The exercise - Using the records below, give the number of lines where the word "this" appears, with no further output.

Supplied data -
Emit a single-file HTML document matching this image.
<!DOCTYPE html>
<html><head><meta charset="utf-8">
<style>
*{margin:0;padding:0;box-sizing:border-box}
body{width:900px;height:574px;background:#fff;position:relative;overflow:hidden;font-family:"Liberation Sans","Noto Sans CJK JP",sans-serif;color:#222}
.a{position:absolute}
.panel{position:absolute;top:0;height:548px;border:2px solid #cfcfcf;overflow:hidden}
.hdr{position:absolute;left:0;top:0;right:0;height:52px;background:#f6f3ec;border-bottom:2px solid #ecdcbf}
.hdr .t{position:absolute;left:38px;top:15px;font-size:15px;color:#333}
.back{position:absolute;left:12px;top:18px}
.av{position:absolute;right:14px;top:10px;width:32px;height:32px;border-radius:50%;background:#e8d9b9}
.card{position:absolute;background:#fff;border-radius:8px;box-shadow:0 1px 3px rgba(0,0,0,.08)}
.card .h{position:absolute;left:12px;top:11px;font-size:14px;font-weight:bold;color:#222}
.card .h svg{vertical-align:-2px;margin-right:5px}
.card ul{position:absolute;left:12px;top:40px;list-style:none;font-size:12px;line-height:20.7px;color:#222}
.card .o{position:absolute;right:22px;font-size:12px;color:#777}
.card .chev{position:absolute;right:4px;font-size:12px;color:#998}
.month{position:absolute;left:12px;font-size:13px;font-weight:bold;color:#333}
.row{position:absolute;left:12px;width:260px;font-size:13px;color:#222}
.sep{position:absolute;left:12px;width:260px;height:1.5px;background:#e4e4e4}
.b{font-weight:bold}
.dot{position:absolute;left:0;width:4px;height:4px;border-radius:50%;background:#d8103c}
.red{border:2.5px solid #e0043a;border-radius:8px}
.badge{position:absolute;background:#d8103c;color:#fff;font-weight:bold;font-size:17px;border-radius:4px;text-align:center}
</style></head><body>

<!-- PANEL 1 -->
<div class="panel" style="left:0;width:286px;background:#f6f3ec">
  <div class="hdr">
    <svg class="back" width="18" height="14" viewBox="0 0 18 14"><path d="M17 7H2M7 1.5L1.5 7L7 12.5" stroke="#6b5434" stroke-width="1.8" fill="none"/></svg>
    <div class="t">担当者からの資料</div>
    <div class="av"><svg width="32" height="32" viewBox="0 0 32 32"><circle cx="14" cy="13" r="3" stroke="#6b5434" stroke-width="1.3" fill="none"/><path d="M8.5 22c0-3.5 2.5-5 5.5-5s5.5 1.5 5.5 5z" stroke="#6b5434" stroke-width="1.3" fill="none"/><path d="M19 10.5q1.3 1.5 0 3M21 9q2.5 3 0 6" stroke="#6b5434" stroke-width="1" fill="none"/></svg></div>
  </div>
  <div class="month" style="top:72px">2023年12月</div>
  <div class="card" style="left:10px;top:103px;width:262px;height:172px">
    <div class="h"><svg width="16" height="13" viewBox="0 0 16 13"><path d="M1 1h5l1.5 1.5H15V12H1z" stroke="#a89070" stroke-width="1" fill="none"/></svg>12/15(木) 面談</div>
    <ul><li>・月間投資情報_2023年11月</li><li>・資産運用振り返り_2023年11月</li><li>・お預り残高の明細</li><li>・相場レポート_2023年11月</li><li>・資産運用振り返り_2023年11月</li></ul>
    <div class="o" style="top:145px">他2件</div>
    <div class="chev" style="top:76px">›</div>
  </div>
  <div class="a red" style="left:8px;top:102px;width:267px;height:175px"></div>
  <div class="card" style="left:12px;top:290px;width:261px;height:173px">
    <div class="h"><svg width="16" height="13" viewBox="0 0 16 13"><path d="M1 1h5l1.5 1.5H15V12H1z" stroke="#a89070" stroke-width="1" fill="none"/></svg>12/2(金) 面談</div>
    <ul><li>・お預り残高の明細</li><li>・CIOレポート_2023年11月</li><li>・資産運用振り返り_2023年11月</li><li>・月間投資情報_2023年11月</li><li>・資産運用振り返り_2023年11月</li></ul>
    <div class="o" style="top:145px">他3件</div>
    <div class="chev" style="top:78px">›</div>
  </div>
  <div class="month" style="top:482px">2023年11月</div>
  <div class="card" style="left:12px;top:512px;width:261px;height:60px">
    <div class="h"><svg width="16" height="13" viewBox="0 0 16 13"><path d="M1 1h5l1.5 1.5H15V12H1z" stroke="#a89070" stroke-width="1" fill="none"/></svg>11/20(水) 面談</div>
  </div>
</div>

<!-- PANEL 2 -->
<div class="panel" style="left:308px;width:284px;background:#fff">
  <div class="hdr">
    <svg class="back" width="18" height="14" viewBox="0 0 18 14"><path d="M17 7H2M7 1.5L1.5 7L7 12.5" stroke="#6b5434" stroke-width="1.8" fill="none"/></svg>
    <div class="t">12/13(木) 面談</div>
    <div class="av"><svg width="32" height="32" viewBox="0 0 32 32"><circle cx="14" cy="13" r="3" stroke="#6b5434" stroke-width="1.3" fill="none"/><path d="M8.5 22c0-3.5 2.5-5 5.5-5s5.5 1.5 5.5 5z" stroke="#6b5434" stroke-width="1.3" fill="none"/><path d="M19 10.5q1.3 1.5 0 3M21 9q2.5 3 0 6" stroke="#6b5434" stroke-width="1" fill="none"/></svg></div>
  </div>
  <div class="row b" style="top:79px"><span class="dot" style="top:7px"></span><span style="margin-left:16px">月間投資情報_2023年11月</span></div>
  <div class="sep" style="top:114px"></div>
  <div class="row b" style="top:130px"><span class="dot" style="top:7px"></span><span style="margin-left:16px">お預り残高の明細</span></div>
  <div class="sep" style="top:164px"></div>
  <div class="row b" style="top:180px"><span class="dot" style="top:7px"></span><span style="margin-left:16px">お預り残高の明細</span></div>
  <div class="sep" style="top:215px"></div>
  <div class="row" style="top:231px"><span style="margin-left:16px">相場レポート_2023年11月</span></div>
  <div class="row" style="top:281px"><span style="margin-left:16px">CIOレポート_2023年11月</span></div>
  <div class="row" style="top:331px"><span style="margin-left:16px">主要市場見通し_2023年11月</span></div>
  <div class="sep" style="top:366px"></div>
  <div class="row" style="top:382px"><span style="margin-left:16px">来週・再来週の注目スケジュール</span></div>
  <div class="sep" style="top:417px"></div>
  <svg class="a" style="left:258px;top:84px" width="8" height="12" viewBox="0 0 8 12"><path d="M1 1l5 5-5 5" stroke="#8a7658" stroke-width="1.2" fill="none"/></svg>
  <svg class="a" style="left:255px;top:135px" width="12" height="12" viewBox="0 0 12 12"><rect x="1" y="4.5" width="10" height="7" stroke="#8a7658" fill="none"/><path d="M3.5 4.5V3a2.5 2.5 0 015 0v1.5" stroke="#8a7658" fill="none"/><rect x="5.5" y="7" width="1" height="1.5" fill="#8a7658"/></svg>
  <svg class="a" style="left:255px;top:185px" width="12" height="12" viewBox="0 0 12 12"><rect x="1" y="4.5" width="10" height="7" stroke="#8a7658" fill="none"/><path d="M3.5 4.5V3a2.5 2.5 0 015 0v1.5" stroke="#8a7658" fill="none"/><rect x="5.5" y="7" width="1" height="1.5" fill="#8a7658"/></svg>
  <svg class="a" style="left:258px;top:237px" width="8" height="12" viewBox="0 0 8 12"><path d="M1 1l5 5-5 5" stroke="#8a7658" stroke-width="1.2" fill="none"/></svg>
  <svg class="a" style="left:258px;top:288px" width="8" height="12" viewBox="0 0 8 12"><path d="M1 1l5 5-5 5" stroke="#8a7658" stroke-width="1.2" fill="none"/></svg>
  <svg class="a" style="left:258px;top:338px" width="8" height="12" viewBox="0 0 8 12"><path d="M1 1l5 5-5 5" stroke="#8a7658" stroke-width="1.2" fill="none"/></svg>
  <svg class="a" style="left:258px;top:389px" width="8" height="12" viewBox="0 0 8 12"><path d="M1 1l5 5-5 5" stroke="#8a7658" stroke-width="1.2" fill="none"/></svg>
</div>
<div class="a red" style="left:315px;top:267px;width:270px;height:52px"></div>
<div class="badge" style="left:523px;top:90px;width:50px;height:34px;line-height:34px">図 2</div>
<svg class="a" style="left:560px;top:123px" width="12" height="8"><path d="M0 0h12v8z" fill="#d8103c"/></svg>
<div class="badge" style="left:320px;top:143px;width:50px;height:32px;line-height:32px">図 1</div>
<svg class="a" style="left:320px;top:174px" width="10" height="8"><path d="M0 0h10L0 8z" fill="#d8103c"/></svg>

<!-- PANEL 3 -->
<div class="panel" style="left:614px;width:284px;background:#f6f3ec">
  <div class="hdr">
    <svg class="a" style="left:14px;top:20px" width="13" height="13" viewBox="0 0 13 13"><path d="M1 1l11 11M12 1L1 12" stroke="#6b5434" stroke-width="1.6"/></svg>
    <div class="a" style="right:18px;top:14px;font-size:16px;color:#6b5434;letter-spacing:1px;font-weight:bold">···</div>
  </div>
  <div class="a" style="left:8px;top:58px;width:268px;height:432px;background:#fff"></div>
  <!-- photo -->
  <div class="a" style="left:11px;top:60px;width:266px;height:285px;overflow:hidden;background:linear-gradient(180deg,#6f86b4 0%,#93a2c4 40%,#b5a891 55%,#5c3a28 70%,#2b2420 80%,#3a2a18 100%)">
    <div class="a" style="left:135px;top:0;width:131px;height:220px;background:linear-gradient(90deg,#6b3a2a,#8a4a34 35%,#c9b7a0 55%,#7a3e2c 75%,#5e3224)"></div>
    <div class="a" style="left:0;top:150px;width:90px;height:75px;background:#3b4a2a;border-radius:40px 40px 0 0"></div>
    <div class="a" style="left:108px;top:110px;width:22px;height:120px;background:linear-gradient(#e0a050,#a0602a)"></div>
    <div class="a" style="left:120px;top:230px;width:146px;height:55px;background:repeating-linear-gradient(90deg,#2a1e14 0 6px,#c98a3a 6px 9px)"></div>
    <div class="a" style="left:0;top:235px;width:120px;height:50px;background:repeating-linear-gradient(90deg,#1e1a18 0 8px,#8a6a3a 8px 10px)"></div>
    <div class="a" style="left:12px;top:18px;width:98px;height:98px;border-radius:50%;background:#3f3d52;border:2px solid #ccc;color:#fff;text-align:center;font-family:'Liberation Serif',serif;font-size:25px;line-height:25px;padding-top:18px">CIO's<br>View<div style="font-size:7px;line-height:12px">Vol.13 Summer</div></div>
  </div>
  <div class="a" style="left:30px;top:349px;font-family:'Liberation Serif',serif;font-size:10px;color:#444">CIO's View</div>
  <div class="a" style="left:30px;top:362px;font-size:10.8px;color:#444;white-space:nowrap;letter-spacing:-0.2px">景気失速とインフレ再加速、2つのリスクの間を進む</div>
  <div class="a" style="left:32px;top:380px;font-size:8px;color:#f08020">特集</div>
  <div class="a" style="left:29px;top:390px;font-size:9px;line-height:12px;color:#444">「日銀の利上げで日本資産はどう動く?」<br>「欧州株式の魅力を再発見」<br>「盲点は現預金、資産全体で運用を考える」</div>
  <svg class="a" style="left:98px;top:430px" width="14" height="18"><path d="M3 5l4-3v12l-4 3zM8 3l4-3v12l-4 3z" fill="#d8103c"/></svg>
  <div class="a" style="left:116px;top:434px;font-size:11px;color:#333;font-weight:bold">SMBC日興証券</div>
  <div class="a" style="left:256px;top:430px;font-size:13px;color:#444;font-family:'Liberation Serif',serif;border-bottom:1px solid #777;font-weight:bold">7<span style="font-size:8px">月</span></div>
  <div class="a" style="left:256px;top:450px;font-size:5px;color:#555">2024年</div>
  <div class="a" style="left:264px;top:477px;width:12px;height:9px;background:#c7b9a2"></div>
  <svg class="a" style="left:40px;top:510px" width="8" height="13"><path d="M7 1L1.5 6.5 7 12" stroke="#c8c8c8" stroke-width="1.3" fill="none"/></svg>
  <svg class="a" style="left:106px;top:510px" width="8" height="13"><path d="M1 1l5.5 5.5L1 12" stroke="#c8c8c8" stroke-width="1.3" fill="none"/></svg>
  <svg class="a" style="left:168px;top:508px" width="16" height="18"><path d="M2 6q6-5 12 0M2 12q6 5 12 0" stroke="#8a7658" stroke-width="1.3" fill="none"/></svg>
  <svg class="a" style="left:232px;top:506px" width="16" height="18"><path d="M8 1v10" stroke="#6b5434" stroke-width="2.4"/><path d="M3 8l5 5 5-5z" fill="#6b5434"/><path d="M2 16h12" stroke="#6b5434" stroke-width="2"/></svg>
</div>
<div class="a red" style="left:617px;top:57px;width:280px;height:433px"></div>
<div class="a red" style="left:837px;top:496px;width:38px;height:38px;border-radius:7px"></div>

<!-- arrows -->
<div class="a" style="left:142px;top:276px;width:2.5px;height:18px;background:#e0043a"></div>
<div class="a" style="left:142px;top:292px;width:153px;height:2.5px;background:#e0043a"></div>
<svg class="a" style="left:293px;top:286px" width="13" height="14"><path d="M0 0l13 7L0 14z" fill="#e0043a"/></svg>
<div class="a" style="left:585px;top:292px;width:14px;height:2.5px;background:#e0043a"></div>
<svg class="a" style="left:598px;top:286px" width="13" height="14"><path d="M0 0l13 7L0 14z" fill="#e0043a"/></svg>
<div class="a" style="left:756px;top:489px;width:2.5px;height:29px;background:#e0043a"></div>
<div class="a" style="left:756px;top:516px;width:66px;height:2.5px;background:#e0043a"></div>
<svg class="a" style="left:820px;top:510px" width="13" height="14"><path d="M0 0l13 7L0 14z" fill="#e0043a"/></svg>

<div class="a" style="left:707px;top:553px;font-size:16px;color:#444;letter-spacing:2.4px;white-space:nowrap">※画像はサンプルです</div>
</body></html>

---

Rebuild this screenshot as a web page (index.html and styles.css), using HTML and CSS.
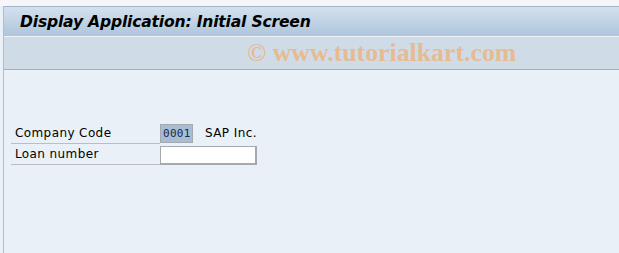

Correct output - 2